Re: Microsoft IE -- it just gets better and better (fwd)

>    User-Agent may not be the most technologically whiz-bang thing
> you can think of for content-negotiation, but it works.
	
If it works, then why did MS and others feel the need to use it (*)
the way they did. The fact is, it DOESN'T work. The group doing the
best job I know of distinguishes a couple of dozen user agents - out
of the roughly thousand or so out there.

This IS content negotiation. Servers provide the pages with the best
markup to Mozilla. If you want that content, you can either say you
are Mozilla, or convince thousands of webmasters to fix their
software.  Guess which is easier? Since there are no standards, if you
can deal with the common cases, you do it.

>    Your justifying Microsoft's mockery of it is a slap-in-the-face to
> all the people who are working their collective ass off in a monumental,
> cooperative, and VOLUNTEER effort to create a set of standards that
> will allow the Net to grow and thrive.

No, it's a slap in the face of the people who are ignoring the efforts
to build a mechanism that allows sane deployment of minor changes to a
MIME type.
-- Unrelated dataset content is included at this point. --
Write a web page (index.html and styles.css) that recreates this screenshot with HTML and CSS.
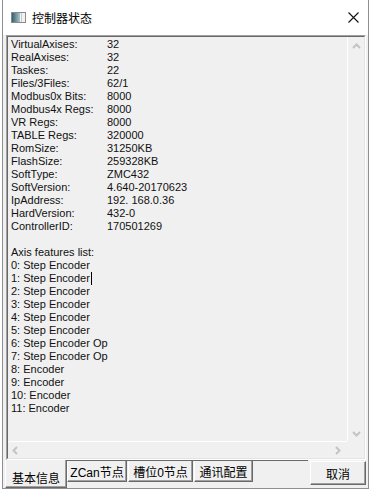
FILE: index.html
```html
<!DOCTYPE html>
<html>
<head>
<meta charset="utf-8">
<link rel="stylesheet" href="styles.css">
</head>
<body>
<div class="window">
  <div class="titlebar">
    <svg class="app-icon" viewBox="0 0 15 11" width="15" height="11">
      <defs>
        <linearGradient id="ig" x1="0" y1="0" x2="1" y2="0">
          <stop offset="0" stop-color="#35636e"/>
          <stop offset="1" stop-color="#a9c5ca"/>
        </linearGradient>
      </defs>
      <rect x="0.5" y="0.5" width="14" height="10" fill="#f2f2f2" stroke="#8a8a8a"/>
      <rect x="1" y="1" width="8" height="9" fill="url(#ig)"/>
      <rect x="10" y="1" width="1" height="9" fill="#c9c9c9"/>
    </svg>
    <span class="title">控制器状态</span>
    <svg class="close" viewBox="0 0 11 11" width="11" height="11">
      <path d="M0.5 0.5 L10.5 10.5 M10.5 0.5 L0.5 10.5" stroke="#111" stroke-width="1.1" fill="none"/>
    </svg>
  </div>
  <div class="client">
    <div class="textbox">
      <div class="textbox-inner">
        <div class="viewport">
          <div class="kv">
            <span>VirtualAxises:</span><span>32</span>
            <span>RealAxises:</span><span>32</span>
            <span>Taskes:</span><span>22</span>
            <span>Files/3Files:</span><span>62/1</span>
            <span>Modbus0x Bits:</span><span>8000</span>
            <span>Modbus4x Regs:</span><span>8000</span>
            <span>VR Regs:</span><span>8000</span>
            <span>TABLE Regs:</span><span>320000</span>
            <span>RomSize:</span><span>31250KB</span>
            <span>FlashSize:</span><span>259328KB</span>
            <span>SoftType:</span><span>ZMC432</span>
            <span>SoftVersion:</span><span>4.640-20170623</span>
            <span>IpAddress:</span><span>192. 168.0.36</span>
            <span>HardVersion:</span><span>432-0</span>
            <span>ControllerID:</span><span>170501269</span>
          </div>
          <div class="line blank"></div>
          <div class="line">Axis features list:</div>
          <div class="line">0: Step Encoder</div>
          <div class="line">1: Step Encoder<span class="caret"></span></div>
          <div class="line">2: Step Encoder</div>
          <div class="line">3: Step Encoder</div>
          <div class="line">4: Step Encoder</div>
          <div class="line">5: Step Encoder</div>
          <div class="line">6: Step Encoder Op</div>
          <div class="line">7: Step Encoder Op</div>
          <div class="line">8: Encoder</div>
          <div class="line">9: Encoder</div>
          <div class="line">10: Encoder</div>
          <div class="line">11: Encoder</div>
        </div>
        <div class="vscroll">
          <svg width="9" height="6" viewBox="0 0 9 6"><path d="M1 5 L4.5 1.5 L8 5" fill="none" stroke="#c4c4c4" stroke-width="2"/></svg>
          <svg width="9" height="6" viewBox="0 0 9 6"><path d="M1 1 L4.5 4.5 L8 1" fill="none" stroke="#c4c4c4" stroke-width="2"/></svg>
        </div>
        <div class="hscroll">
          <svg width="6" height="9" viewBox="0 0 6 9"><path d="M5 1 L1.5 4.5 L5 8" fill="none" stroke="#c4c4c4" stroke-width="2"/></svg>
          <svg width="6" height="9" viewBox="0 0 6 9"><path d="M1 1 L4.5 4.5 L1 8" fill="none" stroke="#c4c4c4" stroke-width="2"/></svg>
        </div>
        <div class="corner"></div>
      </div>
    </div>
    <div class="bottom">
      <div class="tabstrip">
        <div class="tab active">基本信息</div>
        <div class="tab t2">ZCan节点</div>
        <div class="tab t3">槽位0节点</div>
        <div class="tab t4">通讯配置</div>
      </div>
      <div class="btn">取消</div>
    </div>
  </div>
</div>
</body>
</html>
```
FILE: styles.css
```css
* { box-sizing: border-box; }
html, body { margin: 0; padding: 0; }
body {
  width: 374px;
  height: 495px;
  overflow: hidden;
  background: #fff;
  font-family: "Liberation Sans", "Noto Sans CJK SC", sans-serif;
  color: #000;
}
.window {
  margin-left: 2px;
  width: 367px;
  height: 489px;
  border: 1px solid #8f8f8f;
  border-top: none;
  background: #f0f0f0;
  display: flex;
  flex-direction: column;
}
.titlebar {
  height: 35px;
  flex: none;
  background: #fff;
  display: flex;
  align-items: center;
  padding: 0 9px 0 8px;
}
.app-icon { flex: none; margin-top: -1px; }
.title {
  flex: 1;
  margin-left: 6px;
  font-family: "Noto Sans CJK SC", sans-serif;
  font-size: 12px;
}
.close { flex: none; }
.client {
  flex: 1;
  display: flex;
  flex-direction: column;
  padding: 0 2px 0 3px;
}
.textbox {
  height: 425px;
  flex: none;
  border: 1px solid;
  border-color: #a0a0a0 #fff #fff #a0a0a0;
}
.textbox-inner {
  height: 100%;
  border: 1px solid;
  border-color: #696969 #e3e3e3 #e3e3e3 #696969;
  display: grid;
  grid-template-columns: 1fr 17px;
  grid-template-rows: 1fr 17px;
}
.viewport {
  padding: 1px 0 0 3px;
  font-size: 11px;
  line-height: 13px;
  overflow: hidden;
  color: #111;
}
.kv {
  display: grid;
  grid-template-columns: 96px auto;
}
.line { height: 13px; white-space: nowrap; }
.caret {
  display: inline-block;
  width: 1px;
  height: 13px;
  margin-left: 1px;
  background: #000;
  vertical-align: top;
}
.vscroll {
  border-left: 1px solid #fff;
  display: flex;
  flex-direction: column;
  justify-content: space-between;
  align-items: center;
  padding: 6px 0 4px;
}
.hscroll {
  border-top: 1px solid #fff;
  display: flex;
  justify-content: space-between;
  align-items: center;
  padding: 0 6px 0 4px;
}
.bottom {
  height: 28px;
  flex: none;
  display: flex;
  align-items: flex-start;
}
.tabstrip {
  width: 303px;
  height: 28px;
  margin-left: -1px;
  border-top: 1px solid #696969;
  display: flex;
  align-items: flex-start;
}
.tab {
  height: 21px;
  border-left: 1px solid #fff;
  border-right: 1px solid #696969;
  border-bottom: 1px solid #696969;
  box-shadow: inset -1px -1px #a0a0a0;
  font-size: 12px;
  display: flex;
  align-items: center;
  justify-content: center;
  white-space: nowrap;
}
.tab.active {
  width: 62px;
  height: 28px;
  margin-top: -1px;
  background: #f0f0f0;
  align-items: flex-start;
  padding-top: 9px;
}
.t2 { width: 60px; }
.t3 { width: 65px; margin-left: 1px; }
.t4 { width: 59px; margin-left: 1px; }
.btn {
  width: 56px;
  height: 24px;
  margin-left: 2px;
  margin-top: 1px;
  border: 1px solid;
  border-color: #fff #696969 #696969 #fff;
  box-shadow: inset -1px -1px #a0a0a0;
  display: flex;
  align-items: center;
  justify-content: center;
  font-family: "Noto Sans CJK SC", sans-serif;
  font-size: 12px;
}
```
Or can you point me to the mail list of people trying to
standardize the use of the user-agent field and write a spec suitable
for use in an RFC for the netscape extensions?

>    In short,
>    1) the User-Agent tag is USEFUL.

Yes. For content negotiation it's almost as useful as a boulder when
you need a spare tire.

>    2) Your comment is an insult to the people who have been trying
>       to make sense of all of this.

The people I see trying to make sense of this (the http and html
working groups) are generally ignoring the user-agent field, and
trying to fix the mechanisms that have been around longer than
NetScape so they can deal with finer grain issues than they were
designed for. This problem would never have happened if there weren't
two different things running around with the type "text/html".

>    3) Microsoft has just made life that much more difficult for
>       those of us who have been successfully negotiating content
>       based on the User-Agent tag.

I've been seeing a lot of snake oil on the web lately, and I've always
considered content negotiation based on user agent as such.  Convince
me I'm wrong, and that you're successfully negotiating content based
on user-agent. Tell me how you treat emacs-w3? IBrowse? Charlotte?

	<mike

(*) They used it - they did the thing that gets the best results for
THEIR users. Not using it at all would mean they got
least-common-denominator behavior from all sites, and probably that
from most of them into the forseeable future. Tagging it as Mozilla
means they get the appropriate result in a lot of cases, and some
small fraction of breakage. If it works, their users win. If it
doesn't work, it provides extra incentive for the webmasters to update
their software to correclty recognize MSIE - and their users win
again. That this usage doesn't agree with your usage is the price you
pay for working in an area where there are no documented standards.